Set all the material down again unchanged, without the pictures.

### DATA EXTRACT
--*--

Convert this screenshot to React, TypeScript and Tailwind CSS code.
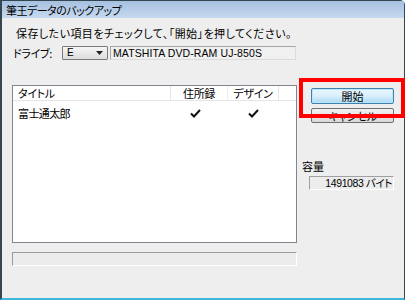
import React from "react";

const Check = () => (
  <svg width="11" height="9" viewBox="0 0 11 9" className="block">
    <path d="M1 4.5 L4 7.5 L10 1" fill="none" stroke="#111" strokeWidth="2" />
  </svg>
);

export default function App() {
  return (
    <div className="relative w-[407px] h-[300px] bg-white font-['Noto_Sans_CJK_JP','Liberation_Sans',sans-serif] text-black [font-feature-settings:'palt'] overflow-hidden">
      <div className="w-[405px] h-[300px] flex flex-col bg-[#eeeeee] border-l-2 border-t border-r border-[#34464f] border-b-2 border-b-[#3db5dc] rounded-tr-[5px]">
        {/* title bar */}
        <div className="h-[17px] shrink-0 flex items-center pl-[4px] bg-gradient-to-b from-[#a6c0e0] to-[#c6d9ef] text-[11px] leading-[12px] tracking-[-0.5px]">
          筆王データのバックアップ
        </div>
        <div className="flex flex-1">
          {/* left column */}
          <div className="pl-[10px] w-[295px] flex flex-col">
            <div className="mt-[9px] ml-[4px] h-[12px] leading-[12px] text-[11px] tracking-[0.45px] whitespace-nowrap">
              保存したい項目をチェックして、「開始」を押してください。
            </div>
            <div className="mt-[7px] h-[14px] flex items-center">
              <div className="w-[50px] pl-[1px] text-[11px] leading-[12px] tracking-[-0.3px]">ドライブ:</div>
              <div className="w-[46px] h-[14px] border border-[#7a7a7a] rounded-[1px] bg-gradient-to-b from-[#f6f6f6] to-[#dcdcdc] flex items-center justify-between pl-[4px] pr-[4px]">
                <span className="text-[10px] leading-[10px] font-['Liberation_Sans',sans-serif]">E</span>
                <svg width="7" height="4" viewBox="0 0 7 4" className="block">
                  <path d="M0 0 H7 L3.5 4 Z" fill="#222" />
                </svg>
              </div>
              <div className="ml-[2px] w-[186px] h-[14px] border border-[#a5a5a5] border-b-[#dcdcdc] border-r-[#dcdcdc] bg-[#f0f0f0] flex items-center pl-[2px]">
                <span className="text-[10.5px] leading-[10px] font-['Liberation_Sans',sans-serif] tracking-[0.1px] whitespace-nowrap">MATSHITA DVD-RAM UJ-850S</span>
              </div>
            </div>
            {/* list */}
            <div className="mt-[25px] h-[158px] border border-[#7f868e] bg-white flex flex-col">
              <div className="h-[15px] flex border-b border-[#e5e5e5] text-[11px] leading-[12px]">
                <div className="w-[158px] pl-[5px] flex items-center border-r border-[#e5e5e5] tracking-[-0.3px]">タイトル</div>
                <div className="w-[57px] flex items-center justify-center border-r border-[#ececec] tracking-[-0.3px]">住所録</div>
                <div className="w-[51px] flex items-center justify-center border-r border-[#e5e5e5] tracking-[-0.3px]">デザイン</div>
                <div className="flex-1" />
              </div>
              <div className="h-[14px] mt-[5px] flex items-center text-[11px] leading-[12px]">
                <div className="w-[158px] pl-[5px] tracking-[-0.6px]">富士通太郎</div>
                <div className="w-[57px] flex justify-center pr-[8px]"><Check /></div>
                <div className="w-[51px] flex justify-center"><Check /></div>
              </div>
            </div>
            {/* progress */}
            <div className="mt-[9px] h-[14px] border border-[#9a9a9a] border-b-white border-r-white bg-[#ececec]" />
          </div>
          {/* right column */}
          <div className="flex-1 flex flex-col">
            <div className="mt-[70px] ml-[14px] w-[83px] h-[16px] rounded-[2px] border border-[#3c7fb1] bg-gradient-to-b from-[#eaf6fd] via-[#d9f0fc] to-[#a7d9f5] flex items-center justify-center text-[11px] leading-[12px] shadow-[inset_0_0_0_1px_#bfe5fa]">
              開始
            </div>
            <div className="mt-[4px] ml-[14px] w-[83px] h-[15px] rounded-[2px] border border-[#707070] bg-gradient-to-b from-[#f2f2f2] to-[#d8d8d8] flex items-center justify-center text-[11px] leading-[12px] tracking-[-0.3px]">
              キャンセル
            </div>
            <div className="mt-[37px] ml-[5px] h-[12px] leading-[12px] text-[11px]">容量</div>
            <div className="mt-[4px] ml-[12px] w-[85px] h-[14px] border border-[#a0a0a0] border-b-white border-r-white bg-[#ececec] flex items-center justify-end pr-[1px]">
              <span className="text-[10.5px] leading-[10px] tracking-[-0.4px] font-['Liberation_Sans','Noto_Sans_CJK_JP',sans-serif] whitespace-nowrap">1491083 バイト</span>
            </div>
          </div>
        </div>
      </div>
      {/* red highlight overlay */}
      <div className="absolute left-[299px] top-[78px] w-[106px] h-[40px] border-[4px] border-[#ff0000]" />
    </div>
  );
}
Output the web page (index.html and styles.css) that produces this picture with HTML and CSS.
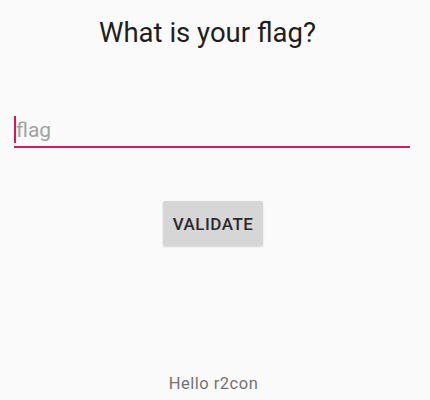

--*--

### SOLVED PROBLEM
Convert this screenshot to React, TypeScript and Tailwind CSS code.
import React from "react";

const Check = () => (
  <svg width="11" height="9" viewBox="0 0 11 9" className="block">
    <path d="M1 4.5 L4 7.5 L10 1" fill="none" stroke="#111" strokeWidth="2" />
  </svg>
);

export default function App() {
  return (
    <div className="relative w-[407px] h-[300px] bg-white font-['Noto_Sans_CJK_JP','Liberation_Sans',sans-serif] text-black [font-feature-settings:'palt'] overflow-hidden">
      <div className="w-[405px] h-[300px] flex flex-col bg-[#eeeeee] border-l-2 border-t border-r border-[#34464f] border-b-2 border-b-[#3db5dc] rounded-tr-[5px]">
        {/* title bar */}
        <div className="h-[17px] shrink-0 flex items-center pl-[4px] bg-gradient-to-b from-[#a6c0e0] to-[#c6d9ef] text-[11px] leading-[12px] tracking-[-0.5px]">
          筆王データのバックアップ
        </div>
        <div className="flex flex-1">
          {/* left column */}
          <div className="pl-[10px] w-[295px] flex flex-col">
            <div className="mt-[9px] ml-[4px] h-[12px] leading-[12px] text-[11px] tracking-[0.45px] whitespace-nowrap">
              保存したい項目をチェックして、「開始」を押してください。
            </div>
            <div className="mt-[7px] h-[14px] flex items-center">
              <div className="w-[50px] pl-[1px] text-[11px] leading-[12px] tracking-[-0.3px]">ドライブ:</div>
              <div className="w-[46px] h-[14px] border border-[#7a7a7a] rounded-[1px] bg-gradient-to-b from-[#f6f6f6] to-[#dcdcdc] flex items-center justify-between pl-[4px] pr-[4px]">
                <span className="text-[10px] leading-[10px] font-['Liberation_Sans',sans-serif]">E</span>
                <svg width="7" height="4" viewBox="0 0 7 4" className="block">
                  <path d="M0 0 H7 L3.5 4 Z" fill="#222" />
                </svg>
              </div>
              <div className="ml-[2px] w-[186px] h-[14px] border border-[#a5a5a5] border-b-[#dcdcdc] border-r-[#dcdcdc] bg-[#f0f0f0] flex items-center pl-[2px]">
                <span className="text-[10.5px] leading-[10px] font-['Liberation_Sans',sans-serif] tracking-[0.1px] whitespace-nowrap">MATSHITA DVD-RAM UJ-850S</span>
              </div>
            </div>
            {/* list */}
            <div className="mt-[25px] h-[158px] border border-[#7f868e] bg-white flex flex-col">
              <div className="h-[15px] flex border-b border-[#e5e5e5] text-[11px] leading-[12px]">
                <div className="w-[158px] pl-[5px] flex items-center border-r border-[#e5e5e5] tracking-[-0.3px]">タイトル</div>
                <div className="w-[57px] flex items-center justify-center border-r border-[#ececec] tracking-[-0.3px]">住所録</div>
                <div className="w-[51px] flex items-center justify-center border-r border-[#e5e5e5] tracking-[-0.3px]">デザイン</div>
                <div className="flex-1" />
              </div>
              <div className="h-[14px] mt-[5px] flex items-center text-[11px] leading-[12px]">
                <div className="w-[158px] pl-[5px] tracking-[-0.6px]">富士通太郎</div>
                <div className="w-[57px] flex justify-center pr-[8px]"><Check /></div>
                <div className="w-[51px] flex justify-center"><Check /></div>
              </div>
            </div>
            {/* progress */}
            <div className="mt-[9px] h-[14px] border border-[#9a9a9a] border-b-white border-r-white bg-[#ececec]" />
          </div>
          {/* right column */}
          <div className="flex-1 flex flex-col">
            <div className="mt-[70px] ml-[14px] w-[83px] h-[16px] rounded-[2px] border border-[#3c7fb1] bg-gradient-to-b from-[#eaf6fd] via-[#d9f0fc] to-[#a7d9f5] flex items-center justify-center text-[11px] leading-[12px] shadow-[inset_0_0_0_1px_#bfe5fa]">
              開始
            </div>
            <div className="mt-[4px] ml-[14px] w-[83px] h-[15px] rounded-[2px] border border-[#707070] bg-gradient-to-b from-[#f2f2f2] to-[#d8d8d8] flex items-center justify-center text-[11px] leading-[12px] tracking-[-0.3px]">
              キャンセル
            </div>
            <div className="mt-[37px] ml-[5px] h-[12px] leading-[12px] text-[11px]">容量</div>
            <div className="mt-[4px] ml-[12px] w-[85px] h-[14px] border border-[#a0a0a0] border-b-white border-r-white bg-[#ececec] flex items-center justify-end pr-[1px]">
              <span className="text-[10.5px] leading-[10px] tracking-[-0.4px] font-['Liberation_Sans','Noto_Sans_CJK_JP',sans-serif] whitespace-nowrap">1491083 バイト</span>
            </div>
          </div>
        </div>
      </div>
      {/* red highlight overlay */}
      <div className="absolute left-[299px] top-[78px] w-[106px] h-[40px] border-[4px] border-[#ff0000]" />
    </div>
  );
}
Output the web page (index.html and styles.css) that produces this picture with HTML and CSS.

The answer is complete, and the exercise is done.